A Fedora User For the Long Haul
Posted Oct 26, 2006 7:45 UTC (Thu) by
Pc5Y9sbv (guest, #41328)
In reply to:
An empty legacy by kh
Parent article:
An empty legacy
I am still installing Fedora everywhere I go. I reluctantly switched to RedHat from Slackware a looong time ago (early to mid-90s) when I needed a version to run on a DEC Alpha and couldn't be bothered to simultaneously manage two different distributions on my Alpha versus my PC. Despite many frustrations with the way they try to make Linux behave like Windows, I've grown to appreciate the hard work they do too. And many of the faults actually lie in upstream sources, so I can only blame Fedora for including them...
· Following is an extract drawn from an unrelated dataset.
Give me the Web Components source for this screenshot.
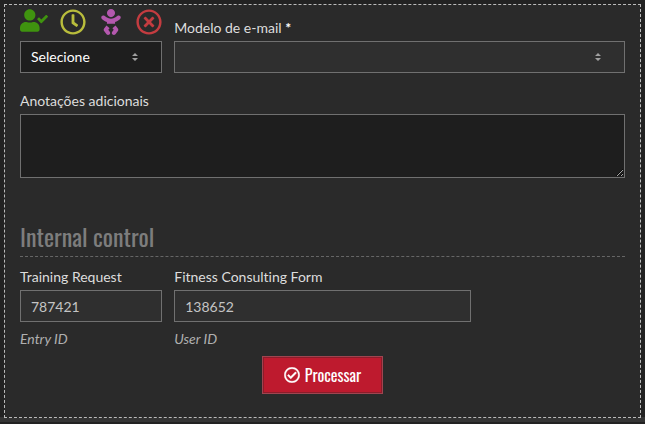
<!DOCTYPE html>
<html lang="pt-BR">
<head>
<meta charset="utf-8">
<meta name="viewport" content="width=device-width, initial-scale=1">
<title>Processar</title>
<style>
  body {
    --color-panel: #2a2a2a;
    --color-field: #2f2f2f;
    --color-dark: #1e1e1e;
    --color-border: #707070;
    --color-label: #ddd;
    --color-value: #c4c4c4;
    --color-muted: #b0b0b0;
    --color-title: #7d7d7d;
    --color-red: #be1a2e;
    --font-narrow: Oswald, "Liberation Sans Narrow", "Roboto Condensed", "Liberation Sans", sans-serif;

    margin: 0;
    padding: 4px;
    color-scheme: dark;
    font: 14px/20px Lato, sans-serif;
    font-variant-ligatures: none;
    color: var(--color-label);
    background: linear-gradient(to top, #343434 5px, #222 5px);
  }
</style>
</head>
<body>

<request-panel>
  <form-row>
    <status-select>Selecione</status-select>
    <template-select class="wide">Modelo de e-mail</template-select>
  </form-row>
  <notes-field>Anotações adicionais</notes-field>
  <section-title>Internal control</section-title>
  <form-row>
    <id-field value="787421" hint="Entry ID">Training Request</id-field>
    <id-field class="half" value="138652" hint="User ID">Fitness Consulting Form</id-field>
  </form-row>
  <process-button>Processar</process-button>
</request-panel>

<script>
const arrows = `url("data:image/svg+xml,%3Csvg xmlns='http://www.w3.org/2000/svg' width='6' height='10'%3E%3Cpath d='M0 4L3 1l3 3zM0 6l3 3 3-3z' fill='%23a0a0a0'/%3E%3C/svg%3E")`;

// shared by every control
const fieldStyle = `
  * { box-sizing: border-box; }
  label { display: block; }
  input, select, textarea {
    display: block;
    width: 100%;
    height: 32px;
    margin: 0;
    padding: 0 10px;
    border: 1px solid var(--color-border);
    border-radius: 0;
    font: inherit;
    color: var(--color-value);
    background-color: var(--color-field);
  }
  select {
    appearance: none;
    background-image: ${arrows};
    background-repeat: no-repeat;
    background-position: right 23px center;
  }
`;

class RequestPanel extends HTMLElement {
  constructor() {
    super();
    this.attachShadow({ mode: 'open' }).innerHTML = `
      <style>
        :host { display: block; }
        form {
          padding: 4px 15px 23px;
          border: 1px dashed #bbb;
          background: var(--color-panel);
        }
      </style>
      <form><slot></slot></form>
    `;
  }
}

class FormRow extends HTMLElement {
  constructor() {
    super();
    this.attachShadow({ mode: 'open' }).innerHTML = `
      <style>
        :host {
          display: grid;
          grid-template-columns: repeat(4, 1fr);
          gap: 12px;
          align-items: end;
        }
        ::slotted(.half) { grid-column: span 2; }
        ::slotted(.wide) { grid-column: span 3; }
      </style>
      <slot></slot>
    `;
  }
}

class StatusSelect extends HTMLElement {
  constructor() {
    super();
    this.attachShadow({ mode: 'open' }).innerHTML = `
      <style>
        ${fieldStyle}
        :host { display: block; }
        .icons {
          display: flex;
          justify-content: space-between;
          height: 32px;
        }
        svg { width: 26px; height: 26px; }
        .check { width: 28px; height: 23px; color: #3f930f; }
        .clock { color: #b9bd3c; }
        .baby { color: #b458ae; }
        .cross { color: #c43c40; }
        select { color: #fff; background-color: var(--color-dark); }
      </style>
      <div class="icons">
        <svg class="check" viewBox="0 0 640 512" fill="currentColor"><path d="M224 256c70.7 0 128-57.3 128-128S294.7 0 224 0 96 57.3 96 128s57.3 128 128 128zm89.6 32h-16.7c-22.2 10.2-46.9 16-72.9 16s-50.6-5.8-72.9-16h-16.7C60.2 288 0 348.2 0 422.4V464c0 26.5 21.5 48 48 48h352c26.5 0 48-21.5 48-48v-41.6c0-74.2-60.2-134.4-134.4-134.4zm323-128.4l-27.8-28.1c-4.6-4.7-12.1-4.7-16.8-.1l-104.8 104-45.5-45.8c-4.6-4.7-12.1-4.7-16.8-.1l-28.1 27.9c-4.7 4.6-4.7 12.1-.1 16.8l81.7 82.3c4.6 4.7 12.1 4.7 16.8.1l141.3-140.2c4.6-4.7 4.7-12.2.1-16.8z"/></svg>
        <svg class="clock" viewBox="0 0 512 512" fill="currentColor"><path d="M256 8C119 8 8 119 8 256s111 248 248 248 248-111 248-248S393 8 256 8zm0 448c-110.5 0-200-89.5-200-200S145.5 56 256 56s200 89.5 200 200-89.5 200-200 200zm61.8-104.4l-84.9-61.7c-3.1-2.3-4.9-5.9-4.9-9.7V116c0-6.6 5.4-12 12-12h32c6.6 0 12 5.4 12 12v141.7l66.8 48.6c5.4 3.9 6.5 11.4 2.6 16.8L334.6 349c-3.9 5.3-11.4 6.5-16.8 2.6z"/></svg>
        <svg class="baby" viewBox="0 0 384 512" fill="currentColor"><path d="M192 160c44.2 0 80-35.8 80-80S236.2 0 192 0s-80 35.8-80 80 35.8 80 80 80zm-53.4 248.8l25.6-32-61.5-51.2L56.8 383c-11.4 14.2-11.7 34.4-.8 49l48 64c7.9 10.5 19.9 16 32 16 8.3 0 16.8-2.6 24-8 17.7-13.2 21.2-38.3 8-56l-29.4-39.2zm142.7-83.2l-61.5 51.2 25.6 32L216 448c-13.2 17.7-9.7 42.8 8 56 7.2 5.4 15.6 8 24 8 12.2 0 24.2-5.5 32-16l48-64c10.9-14.6 10.6-34.8-.8-49l-45.9-57.4zM376.7 145c-12.7-18.1-37.6-22.4-55.7-9.8l-40.6 28.5c-52.7 37-124.2 37-176.8 0L63 135.3C44.9 122.6 20 127 7.3 145-5.4 163.1-1 188 17 200.7l40.6 28.5c17 11.9 35.4 20.9 54.4 27.9V288h160v-30.8c19-7 37.4-16 54.4-27.9l40.6-28.5c18.1-12.8 22.4-37.7 9.7-55.8z"/></svg>
        <svg class="cross" viewBox="0 0 512 512" fill="currentColor"><path d="M256 8C119 8 8 119 8 256s111 248 248 248 248-111 248-248S393 8 256 8zm0 448c-110.5 0-200-89.5-200-200S145.5 56 256 56s200 89.5 200 200-89.5 200-200 200zm101.8-262.2L295.6 256l62.2 62.2c4.7 4.7 4.7 12.3 0 17l-22.6 22.6c-4.7 4.7-12.3 4.7-17 0L256 295.6l-62.2 62.2c-4.7 4.7-12.3 4.7-17 0l-22.6-22.6c-4.7-4.7-4.7-12.3 0-17l62.2-62.2-62.2-62.2c-4.7-4.7-4.7-12.3 0-17l22.6-22.6c4.7-4.7 12.3-4.7 17 0l62.2 62.2 62.2-62.2c4.7-4.7 12.3-4.7 17 0l22.6 22.6c4.7 4.7 4.7 12.3 0 17z"/></svg>
      </div>
      <select aria-label="Status"><option>${this.textContent}</option></select>
    `;
  }
}

class TemplateSelect extends HTMLElement {
  constructor() {
    super();
    this.attachShadow({ mode: 'open' }).innerHTML = `
      <style>
        ${fieldStyle}
        :host { display: block; }
        label { margin-bottom: 3px; }
        b { color: #fff; }
      </style>
      <label for="model"><slot></slot> <b>*</b></label>
      <select id="model" required><option></option></select>
    `;
  }
}

class NotesField extends HTMLElement {
  constructor() {
    super();
    this.attachShadow({ mode: 'open' }).innerHTML = `
      <style>
        ${fieldStyle}
        :host { display: block; margin-top: 18px; }
        label { margin-bottom: 3px; }
        textarea {
          height: 64px;
          padding: 6px 10px;
          resize: vertical;
          background-color: var(--color-dark);
        }
      </style>
      <label for="notes"><slot></slot></label>
      <textarea id="notes"></textarea>
    `;
  }
}

class SectionTitle extends HTMLElement {
  constructor() {
    super();
    this.attachShadow({ mode: 'open' }).innerHTML = `
      <style>
        :host { display: block; margin: 42px 0 10px; }
        h2 {
          margin: 0;
          padding-bottom: 4px;
          border-bottom: 1px dashed #666;
          font: 24px/32px var(--font-narrow);
          color: var(--color-title);
        }
      </style>
      <h2><slot></slot></h2>
    `;
  }
}

class IdField extends HTMLElement {
  constructor() {
    super();
    this.attachShadow({ mode: 'open' }).innerHTML = `
      <style>
        ${fieldStyle}
        :host { display: block; }
        label { margin-bottom: 3px; }
        .hint {
          margin-top: 7px;
          font-style: italic;
          color: var(--color-muted);
        }
      </style>
      <label for="id"><slot></slot></label>
      <input id="id" type="text" value="${this.getAttribute('value')}" aria-describedby="hint">
      <div class="hint" id="hint">${this.getAttribute('hint')}</div>
    `;
  }
}

class ProcessButton extends HTMLElement {
  constructor() {
    super();
    this.attachShadow({ mode: 'open' }).innerHTML = `
      <style>
        :host { display: flex; justify-content: center; margin-top: 7px; }
        button {
          display: flex;
          align-items: center;
          gap: 5px;
          height: 38px;
          padding: 0 21px;
          border: 1px solid #a04450;
          box-shadow: inset 0 0 0 1px #8c1c2a;
          font: 16px/24px var(--font-narrow);
          color: #fff;
          background: var(--color-red);
        }
        svg { width: 16px; height: 16px; }
      </style>
      <button type="button">
        <svg viewBox="0 0 512 512" fill="currentColor" stroke="currentColor" stroke-width="12"><path d="M256 8C119.033 8 8 119.033 8 256s111.033 248 248 248 248-111.033 248-248S392.967 8 256 8zm0 48c110.532 0 200 89.451 200 200 0 110.532-89.451 200-200 200-110.532 0-200-89.451-200-200 0-110.532 89.451-200 200-200m140.204 130.267l-22.536-22.718c-4.667-4.705-12.265-4.736-16.97-.068L215.346 303.697l-59.792-60.277c-4.667-4.705-12.265-4.736-16.97-.069l-22.719 22.536c-4.705 4.667-4.736 12.265-.068 16.971l90.781 91.516c4.667 4.705 12.265 4.736 16.97.068l172.589-171.204c4.704-4.668 4.734-12.266.067-16.971z"/></svg>
        <slot></slot>
      </button>
    `;
  }
}

customElements.define('request-panel', RequestPanel);
customElements.define('form-row', FormRow);
customElements.define('status-select', StatusSelect);
customElements.define('template-select', TemplateSelect);
customElements.define('notes-field', NotesField);
customElements.define('section-title', SectionTitle);
customElements.define('id-field', IdField);
customElements.define('process-button', ProcessButton);
</script>
</body>
</html>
I never believed in "upgrade" of Linux systems, but rather accepted a periodic reinstall while migrating my home directory data. However, with Fedora I recently discovered, during a business trip, my wife's laptop was running a very stale FC3 and I remotely upgraded it via yum FC3->FC4->FC5 to become fully up to date. (I did this so we could try using ekiga to chat internationally.)
It worked like a charm, right up until it ran out of disk space. However, even then I was able to recover it, clear some space, and finish the upgrade. Note to self: yum upgrade at one point has the old system, all the new downloaded packages, and potentially some of the new package files installed too, it would seem. Needs lots of disk space. I only had to manually search for some really old packages that were orphaned when yum fell over in the middle of a "delete and install" transaction. It is funny how they use the word transaction here...
So, I think it is reasonable to say a real "legacy" strategy for Fedora users is to wait until updates are tapped out in an old distribution, and then upgrade the system to the newer release+updates. By this time, the new release should have most of its bugs patched in the updates stream too. For people who really cannot take this risk of modernity, I agree they probably ought to be running a more conservative distribution like CentOS.
Ironically, the only real problem I've had recently was a bizarre heisenbug on a regular FC5 laptop (not one that had followed such a convoluted upgrade path). With the latest updates a few weeks ago, it began having oom-killer storms in the night correlated with the daily cron jobs. I could not resolve this, and eventually reinstalled from scratch. Problem disappeared. Searching the web gave few hints, and it seems people who encounter this have been using all different distributions and not just Fedora! Search hits are always to someone reporting the issue, getting no resolution, and solving it via frustrated reinstall.